라우터는 Mixture-of-Experts 모델의 핵심 구성 요소이다. 전문가 대리자(proxy) 역할을 수행하는 라우터 행렬의 각 행은 MoE 입력과의 유사도를 계산하여 활성화할 전문가 부분집합을 결정한다. 이상적으로 각 라우터 행은 전문가 행렬을 대표 벡터로 압축 인코딩하도록 설계되어, 해당 벡터와 토큰 간의 내적이 토큰-전문가 친화도를 더 잘 반영할 수 있어야 한다. 그러나 이러한 압축을 강제할 설계 원칙은 존재하지 않는다. 본 논문에서는 각 라우터 행을 해당 전문가의 주요 특이 방향(principal singular direction)과 정렬할 것을 제안한다. 이 방향은 행렬에 대한 가장 표현력 있는 수학적 기술을 제공하기 때문이다. 이 원칙에 기반하여, 매니폴드 거듭제곱 반복법(Manifold Power Iteration, MPI)을 통한 라우터 재설계를 제안한다. 구체적으로, 라우터 가중치에 거듭제곱 반복 단계를 수행한 후, 효율성과 안정성을 보장하기 위해 노름 제약을 부과하는 수축(retraction)을 적용하는 'Power-then-Retract' 패러다임을 도입한다. 이론적으로 MPI가 라우터 행을 해당 전문가의 주요 특이 방향으로 수렴하게 함을 증명한다. 실험적으로는 1B에서 11B 매개변수 규모에 걸쳐 MoE 모델을 사전 학습하여, 이러한 정렬이 더 효과적인 MoE 모델을 촉진함을 확인한다.

English

Router is the cornerstone component to the Mixture-of-Experts models.
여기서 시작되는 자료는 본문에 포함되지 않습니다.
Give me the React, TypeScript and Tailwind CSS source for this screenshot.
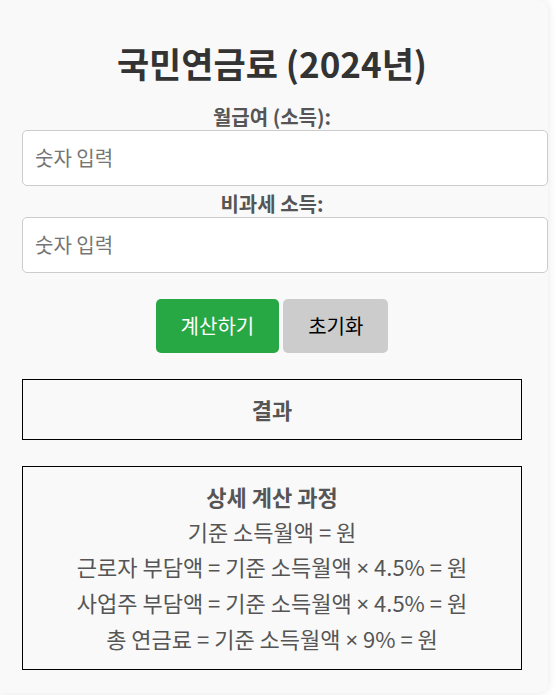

Serving as expert proxies, the rows of the router matrix compute their similarity to the MoE inputs to determine which subset of experts is activated. Ideally, each router row is designed to encode the expert matrix into this representative vector, such that its dot-product with token can better reflect token-expert affinity. However, there exists no design principles to enforce this condensation. In this paper, we propose to align each router row with the principal singular direction of the associated expert, as this direction provides the most expressive mathematical description of a matrix. Based on this principle, we propose a router redesign with Manifold Power Iteration (MPI). Specifically, it introduces a "Power-then-Retract" paradigm, where a power iteration step is performed on the router weights, followed by a retraction to impose a norm constraint to ensure both efficiency and stability. Theoretically, we show that MPI drives router rows to converge toward the principal singular directions of associated experts. Empirically, we pretrain MoE model across scales from 1B to 11B parameters to confirm that this alignment facilitates more effective MoE models.